Whether my $5000 purchase of a widget is paid from earnings, or by a loan, traditional economics treats both transactions as the same. They add the same amount to GDP. However, they are not the same. If I purchase the widget with loan proceeds, my future spending will decrease, and my financial solvency may be threatened if debt payments are not considered in relation to my income. Moreover, my financial strength is less if I have to borrow. Traditional economics pays little attention to financial strength. To a modern economist, increased debt means increased growth. Increased growth is good, so the more debt the better. Again, modern economics does not consider the ability of this debt to be repaid. Financial problems are considered to be due to a change in investor opinions. This is clearly reflected by the policy response of the IMF and various governments to the present financial crises. Their basic response is more debt, and massive amounts of it.

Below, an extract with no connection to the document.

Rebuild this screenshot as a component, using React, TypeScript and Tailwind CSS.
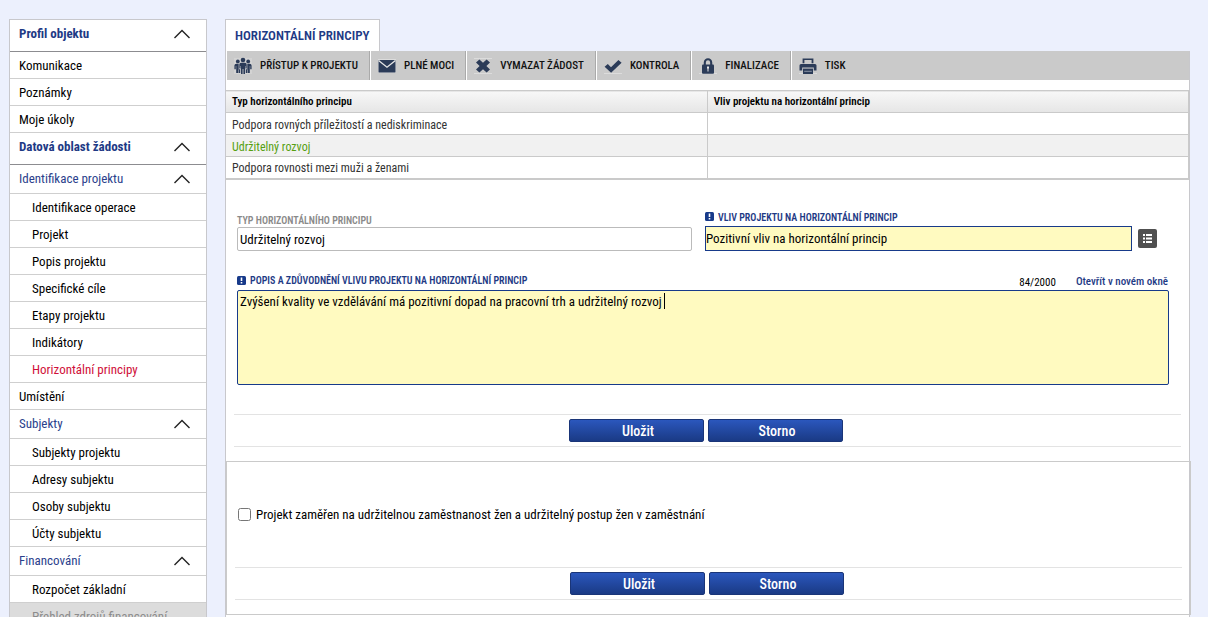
import React, { useState } from "react";

type MenuItem = {
  label: string;
  kind: "head" | "group" | "item" | "sub";
  active?: boolean;
  disabled?: boolean;
};

const menu: MenuItem[] = [
  { label: "Profil objektu", kind: "head" },
  { label: "Komunikace", kind: "item" },
  { label: "Poznámky", kind: "item" },
  { label: "Moje úkoly", kind: "item" },
  { label: "Datová oblast žádosti", kind: "head" },
  { label: "Identifikace projektu", kind: "group" },
  { label: "Identifikace operace", kind: "sub" },
  { label: "Projekt", kind: "sub" },
  { label: "Popis projektu", kind: "sub" },
  { label: "Specifické cíle", kind: "sub" },
  { label: "Etapy projektu", kind: "sub" },
  { label: "Indikátory", kind: "sub" },
  { label: "Horizontální principy", kind: "sub", active: true },
  { label: "Umístění", kind: "item" },
  { label: "Subjekty", kind: "group" },
  { label: "Subjekty projektu", kind: "sub" },
  { label: "Adresy subjektu", kind: "sub" },
  { label: "Osoby subjektu", kind: "sub" },
  { label: "Účty subjektu", kind: "sub" },
  { label: "Financování", kind: "group" },
  { label: "Rozpočet základní", kind: "sub" },
  { label: "Přehled zdrojů financování", kind: "sub", disabled: true },
];

const rows = [
  "Podpora rovných příležitostí a nediskriminace",
  "Udržitelný rozvoj",
  "Podpora rovnosti mezi muži a ženami",
];

function Chevron() {
  return (
    <svg viewBox="0 0 18 10" className="w-[18px] h-[10px]" fill="none" stroke="#222" strokeWidth="1.4">
      <path d="M1.5 9 L9 1.5 L16.5 9" />
    </svg>
  );
}

function Icon({ children }: { children: React.ReactNode }) {
  return (
    <svg viewBox="0 0 18 18" className="w-[18px] h-[18px] shrink-0" fill="#2b3b58">
      {children}
    </svg>
  );
}

const PeopleIcon = () => (
  <Icon>
    <rect y="1" width="18" height="16" fill="#d3d3d3" />
    <circle cx="9" cy="3" r="2.3" />
    <circle cx="3.8" cy="4.4" r="1.9" />
    <circle cx="14.2" cy="4.4" r="1.9" />
    <path d="M7 5.8h4q1.7 0 1.7 1.6v4.2h-1.3V9h-.4v8H9.4v-5h-.8v5H7V9h-.4v2.6H5.3V7.4Q5.3 5.8 7 5.8z" />
    <path d="M2.4 6.7h2.3v5.5h1.5V16H4.5v-3.4H4V16H2.2V9h-.4v3.2H.4V8.4q0-1.7 2-1.7z" />
    <path d="M15.6 6.7h-2.3v5.5h-1.5V16h1.7v-3.4h.5V16h1.8V9h.4v3.2h1.4V8.4q0-1.7-2-1.7z" />
  </Icon>
);

const MailIcon = () => (
  <Icon>
    <rect y="2" width="18" height="14" fill="#dcdcdc" />
    <rect x="0.5" y="3" width="17" height="12.5" rx="0.6" />
    <path d="M0.6 3.4 L9 10.2 L17.4 3.4" fill="none" stroke="#e6e6e6" strokeWidth="1.3" />
  </Icon>
);

const DeleteIcon = () => (
  <Icon>
    <path d="M0 1.5h18M0 16.5h18" stroke="#dcdcdc" />
    <path d="M5.4 2.4 L9 5.8 L12.6 2.4 L16 5.6 L12.4 9 L16 12.4 L12.6 15.6 L9 12.2 L5.4 15.6 L2 12.4 L5.6 9 L2 5.6 Z" />
  </Icon>
);

const CheckIcon = () => (
  <Icon>
    <path d="M0 16.5h18" stroke="#dcdcdc" />
    <path d="M0.6 9.8 L3.8 7 L7 10.2 L14.4 3 L17.6 5.8 L7.1 15.8 Z" />
  </Icon>
);

const LockIcon = () => (
  <Icon>
    <path d="M0 16.5h18" stroke="#dcdcdc" />
    <path d="M5.8 8.5V5.4a3.2 3.2 0 0 1 6.4 0v3.1" fill="none" stroke="#2b3b58" strokeWidth="2.1" />
    <rect x="3" y="7.6" width="12" height="9.2" rx="1" />
    <path d="M8 9.4h2v2.2h-.5v3h-1v-3H8z" fill="#e8e8e8" />
  </Icon>
);

const PrintIcon = () => (
  <Icon>
    <path d="M0 16.5h18" stroke="#dcdcdc" />
    <path d="M3.6 1.4h10.8v4.8h-1.8V3.1H5.4v3.1H3.6z" />
    <path d="M2 7h14q1.5 0 1.5 1.5v5.1h-2.7v-3H3.2v3H.5V8.5Q.5 7 2 7z" />
    <path d="M4 11.6h10V17H4z" />
    <rect x="5.2" y="13.8" width="7.6" height="1" fill="#8b95a6" />
  </Icon>
);

const tools = [
  { label: "PŘÍSTUP K PROJEKTU", icon: <PeopleIcon /> },
  { label: "PLNÉ MOCI", icon: <MailIcon /> },
  { label: "VYMAZAT ŽÁDOST", icon: <DeleteIcon /> },
  { label: "KONTROLA", icon: <CheckIcon /> },
  { label: "FINALIZACE", icon: <LockIcon /> },
  { label: "TISK", icon: <PrintIcon /> },
];

function SideMenu() {
  return (
    <nav className="w-[198px] shrink-0 self-start border border-[#c8c8cc] bg-white text-[13px] leading-7">
      {menu.map((m) => {
        if (m.kind === "head") {
          return (
            <button key={m.label} type="button" className="flex w-full h-8 items-start justify-between border-b border-[#8c8c90] pl-[9px] pr-[15px] font-bold text-[#1e3a85]">
              {m.label}
              <span className="flex h-7 items-center"><Chevron /></span>
            </button>
          );
        }
        if (m.kind === "group") {
          return (
            <button key={m.label} type="button" className="flex w-full h-[29px] items-start justify-between border-b border-[#cfcfcf] pl-[9px] pr-[15px] text-[#2b3f8c]">
              {m.label}
              <span className="flex h-7 items-center"><Chevron /></span>
            </button>
          );
        }
        const indent = m.kind === "sub" ? "pl-[22px]" : "pl-[9px]";
        const color = m.disabled ? "bg-[#dcdcdc] text-[#8c8c8c]" : m.active ? "text-[#d0103a]" : "text-black";
        return (
          <a key={m.label} href="#" className={`block h-[27px] border-b border-[#cfcfcf] ${indent} ${color}`}>
            {m.label}
          </a>
        );
      })}
    </nav>
  );
}

function Required() {
  return (
    <svg viewBox="0 0 9 9" className="w-[9px] h-[9px] shrink-0">
      <rect width="9" height="9" rx="1.5" fill="#173a8a" />
      <path d="M3.7 1.5h1.6v3.6H3.7zM3.7 6.1h1.6v1.4H3.7z" fill="#fff" />
    </svg>
  );
}

function FormButtons() {
  const cls =
    "w-[135px] h-[23px] rounded-[2px] border border-[#1a3578] bg-linear-to-b from-[#2b57bd] to-[#1a3a85] pl-1 pt-px text-sm leading-[21px] font-medium text-white";
  return (
    <div className="mx-2 flex h-[33px] items-center justify-center gap-1 border-y border-[#e3e3e3] pr-1">
      <button type="button" className={cls}>Uložit</button>
      <button type="button" className={cls}>Storno</button>
    </div>
  );
}

export default function App() {
  const [text, setText] = useState(
    "Zvýšení kvality ve vzdělávání má pozitivní dopad na pracovní trh a udržitelný rozvoj"
  );
  const [checked, setChecked] = useState(false);

  return (
    <div className="flex h-screen gap-[18px] overflow-hidden bg-[#ecf0fd] pt-[19px] pl-[9px] pr-[18px] font-['Roboto_Condensed','Roboto',sans-serif] text-[13px] text-black">
      <SideMenu />
      <main className="flex min-w-0 flex-1 flex-col">
        <div className="flex">
          <h1 className="h-8 border border-b-0 border-[#c8c8cc] bg-white px-[9px] text-[13px] leading-8 font-semibold text-[#1e3a85]">
            HORIZONTÁLNÍ PRINCIPY
          </h1>
        </div>
        <div className="flex-1 border-x border-[#c8c8cc] bg-white">
          <div className="ml-px flex h-[29px] bg-[#cacaca]">
            {tools.map((t, i) => (
              <button
                key={t.label}
                type="button"
                className={`flex items-center gap-2 pl-[7px] pr-[11px] text-[11px] font-medium text-[#111] ${i > 0 ? "border-l border-white" : ""} ${i < tools.length - 1 ? "border-r border-r-[#aaa]" : ""}`}
              >
                {t.icon}
                <span className="pt-px">{t.label}</span>
              </button>
            ))}
          </div>

          <table className="mt-[10px] w-full table-fixed border-collapse border-b-2 border-[#cacaca] text-left text-xs">
            <thead>
              <tr className="h-[22px] border-y border-[#cacaca] bg-linear-to-b from-[#f7f7f7] to-[#e6e6e6] text-[11px]">
                <th className="border-r border-[#cacaca] px-[6px] pt-[2px] font-semibold">Typ horizontálního principu</th>
                <th className="border-r border-[#cacaca] px-[6px] pt-[2px] font-semibold">Vliv projektu na horizontální princip</th>
              </tr>
            </thead>
            <tbody>
              {rows.map((r, i) => (
                <tr key={r} className={`h-[22px] border-b border-[#cacaca] ${i === 1 ? "bg-[#f1f1f1] text-[#55a010]" : "text-[#333]"}`}>
                  <td className="border-r border-[#cacaca] px-[6px] pt-[2px]">{r}</td>
                  <td className="border-r border-[#cacaca] px-[6px] pt-[2px]"></td>
                </tr>
              ))}
            </tbody>
          </table>

          <div className="mt-8 flex items-end gap-[13px] pl-[11px] pr-8">
            <div className="flex-[455] min-w-0">
              <label htmlFor="typ" className="block h-[13px] text-[10px] leading-[13px] font-semibold text-[#8a8a8a]">TYP HORIZONTÁLNÍHO PRINCIPU</label>
              <input id="typ" readOnly value="Udržitelný rozvoj" className="h-6 w-full rounded-[2px] border border-[#bbb] px-[2px] pt-px" />
            </div>
            <div className="flex-[452] min-w-0">
              <label htmlFor="vliv" className="flex h-[14px] items-start gap-1 text-[10px] leading-[11px] font-semibold text-[#1e3a85]">
                <Required />
                VLIV PROJEKTU NA HORIZONTÁLNÍ PRINCIP
              </label>
              <div className="flex items-center gap-[6px]">
                <input id="vliv" defaultValue="Pozitivní vliv na horizontální princip" className="h-[25px] min-w-0 flex-1 border border-[#173a8a] bg-[#fffac0] pt-px" />
                <button type="button" aria-label="Seznam" className="rounded-[2px] bg-[#505050]">
                  <svg viewBox="0 0 19 19" className="block w-[19px] h-[19px]" fill="#fff">
                    <path d="M5 5h2v2H5zM8 5h6v2H8zM5 8.5h2v2H5zM8 8.5h6v2H8zM5 12h2v2H5zM8 12h6v2H8z" />
                  </svg>
                </button>
              </div>
            </div>
          </div>

          <div className="mt-6 pl-[11px] pr-5">
            <div className="flex h-[15px] items-start leading-[13px]">
              <label htmlFor="popis" className="flex flex-1 items-center gap-1 text-[10px] leading-[11px] font-semibold text-[#1e3a85]">
                <Required />
                POPIS A ZDŮVODNĚNÍ VLIVU PROJEKTU NA HORIZONTÁLNÍ PRINCIP
              </label>
              <span className="mr-5 text-[11px] leading-[15px]">84/2000</span>
              <a href="#" className="mr-px text-[11px] font-medium text-[#1e3a85]">Otevřít v novém okně</a>
            </div>
            <div className="relative">
              <textarea
                id="popis"
                value={text}
                onChange={(e) => setText(e.target.value)}
                className="block h-[95px] w-full resize-none rounded-[2px] border border-[#173a8a] bg-[#fffac0] px-[2px] py-px leading-[19px] outline-none"
              />
              <span className="absolute top-[3px] left-[427px] h-4 w-px bg-black" />
            </div>
          </div>

          <div className="mt-[29px]">
            <FormButtons />
          </div>

          <section className="mt-[14px] -mr-[2px] border border-[#cacaca] pt-[46px] pb-[14px]">
            <label className="mb-[46px] ml-[11px] flex h-[13px] items-center gap-[5px]">
              <input
                type="checkbox"
                checked={checked}
                onChange={(e) => setChecked(e.target.checked)}
                className="m-0 h-[13px] w-[13px]"
              />
              <span className="pt-px">Projekt zaměřen na udržitelnou zaměstnanost žen a udržitelný postup žen v zaměstnání</span>
            </label>
            <FormButtons />
          </section>
        </div>
      </main>
    </div>
  );
}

It may be possible that my thoughts, my reasoning and logic are wrong. Maybe debt does not matter, and the world can be saved from financial collapse by a further massive increase in debt levels. However, if I am correct, governments around the world are demonstrating a total lack of logic and reasoning which will further compound the financial hardships that millions of people will soon face. I do not expect that it will be very long before we know who is right and who is wrong.